彼のような自由思想家を,極端な権力国家の日本政府が上陸を許すかどうか危ぶまれたが,訪日は実現した。三田の慶応義塾大学(大講堂)での講演には,聴衆は講堂から電車通りまで並んだ。
ラッセルと会った人のなかに,哲学者西田幾多郎や大杉栄などがいた。この訪日は,日本人に影響を与えた。
「日本バートランド・ラッセル協会」が生まれ,近く『ラッセル事典』(早稲田大学出版部刊)(松下注:正しくは,牧野力(編)『ラッセル思想辞典』)が発行される運びになっていることなどはその一つだ。数多い彼の著述は,戦前から日本で読まれたが,『自由への途』や『社会改造の理論』などとともに(私が)感銘を受けたのは『権力-その社会学的分析』(邦訳は『権力-その歴史と心理』東宮隆・訳)。
戦前,戦後にかけて,日本ではマルクスの影響力が強かったが,ラッセルは経済学的な自利追求をもって社会科学の根本原動力だとする一元論をあやまりとし,逆に,「権力」(Power)こそ社会科学の根本概念だとする。歴史と人間性の研究でこの問題に近づいた。豊富な事実と明断な論理で読者をひきつける。ドストエフスキーが大作家の巨手でカント哲学などを手玉にとったが,ラッセルもマルクスを手玉にとっている感じで権力の分析を進めた。
民主主義が稀薄な日本は,昭和に入って,中国大陸への侵略とともに,いっそう変態的な権力体制のなかに置かれた。
あの8月15日に,日本の国家権力は崩壊し,その瞬間に,欺瞞と暴力で国民をかり立ててきた権力の正体を大衆は知った。怒りと反抗が焼け跡の困窮と重なって,国家・法秩序の無視・軽視・蔑視,犯罪となった。権力に対する国民総アウトロー化で,逆に民衆が法や制度を裁いた。警察や刑務所は超満員,裁判所はインスタント判決でもさばけない。被告たちの姿勢は昂然としていた。反乱も暴動もおきなかったのは,占領軍の武力によるものだった。権力の崩壊過程が,当時の筆者のなかで,ラッセルの権力論とダブった。

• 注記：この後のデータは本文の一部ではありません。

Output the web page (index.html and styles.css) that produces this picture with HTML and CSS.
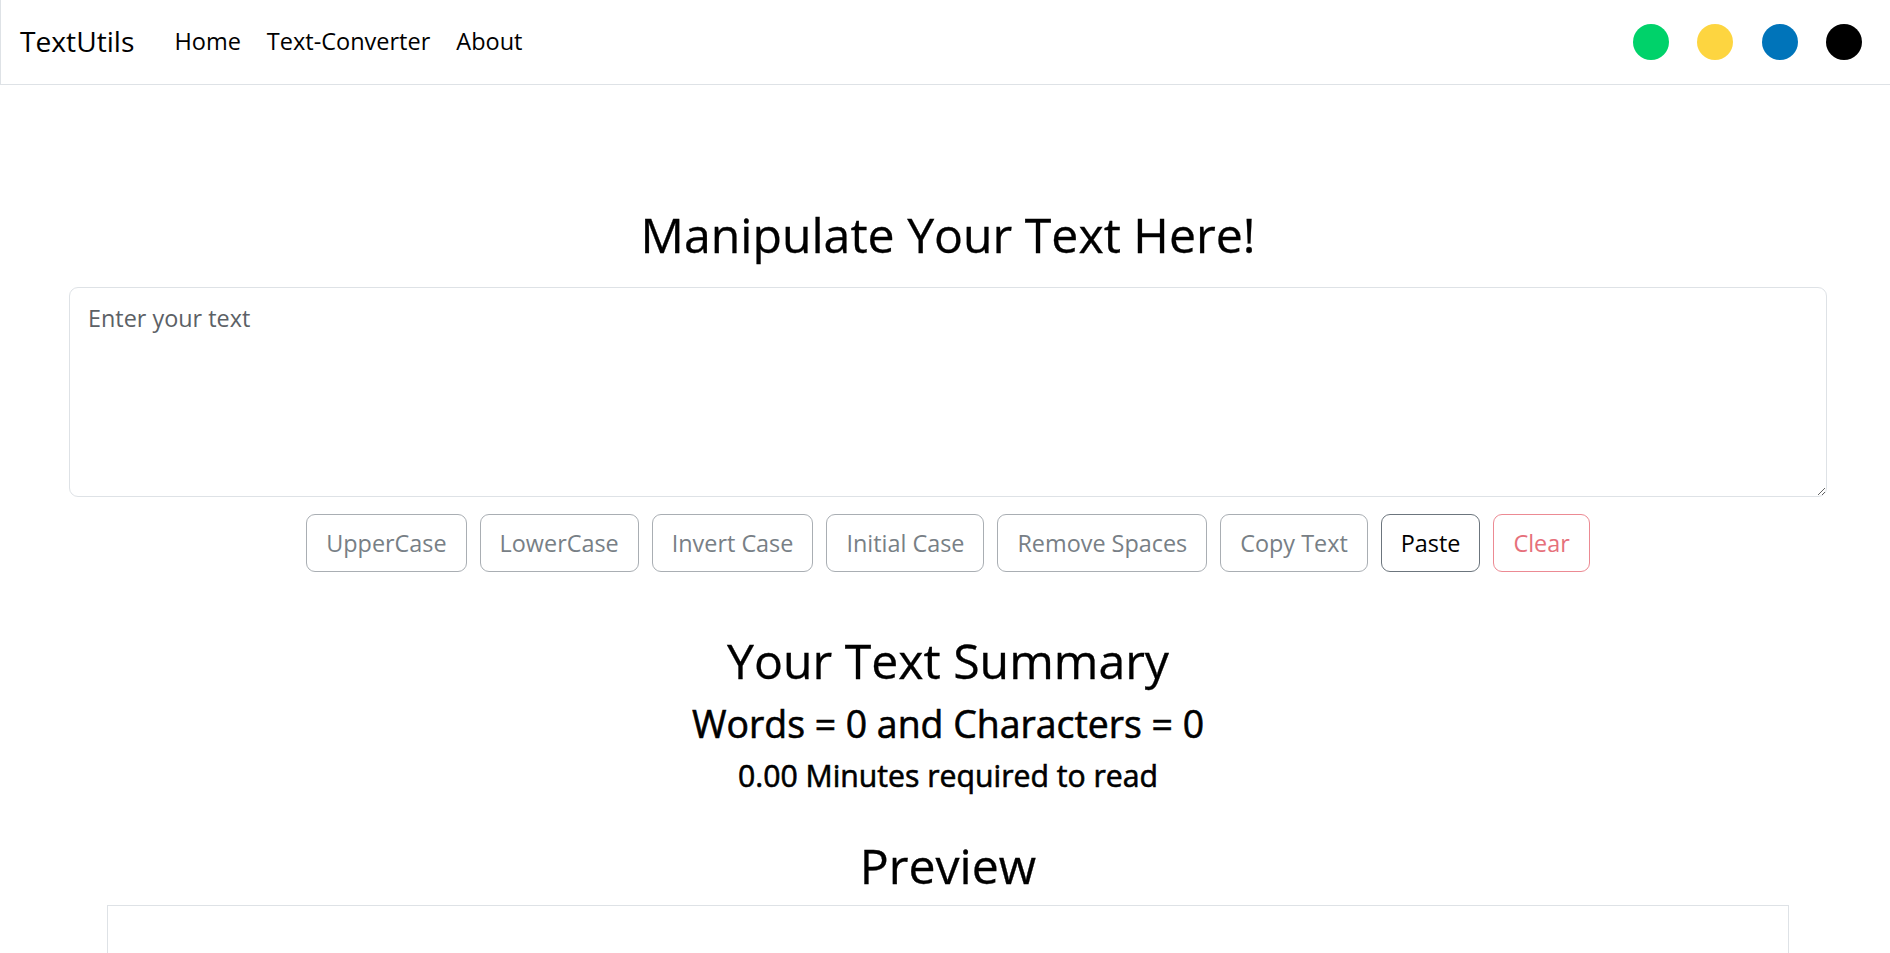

この気流のなかで,気負った小さい出版社のすすめに乗って,『強盗論』という本を書いた。極度にモノ不足時代で,粗末な紙に印刷したものだが,当時はんらんした犯罪の形で噴出した大衆の権力への怒りを書いた。題字をたのみに井の頭公園近くの武者小路実篤氏を訪ねたが,「この本,強盗しろと書いてあるみたいだ」と言いながらも,コトコト硯の墨をすりながら,下手なのか上手なのか分からない字で,「強盗論」と書いてくださった。
戦後の早い時期,一橋大学の高垣寅次郎氏に会ったことがある。この優れてアカデミックな経済学者から「君の経済学は?」ときかれ,「ラッセルに学びたい」と答えたが,マルクスでもケインズでもなかったためか,ラッセルでは経済学にならない」と笑われた。権力論のなかでラッセルは,経済学者以上に経済原理をより明確に説明しうる権力の役割を見出している。筆者は,私有制度下では「交換」の概念は,どこまでも分析してゆけば,物理的力による「貢納」の上に成立しており,「売買」は「強奪」としなければならないことがわかるという結論を持ったが,これにはラッセルの影響もあるかもしれない。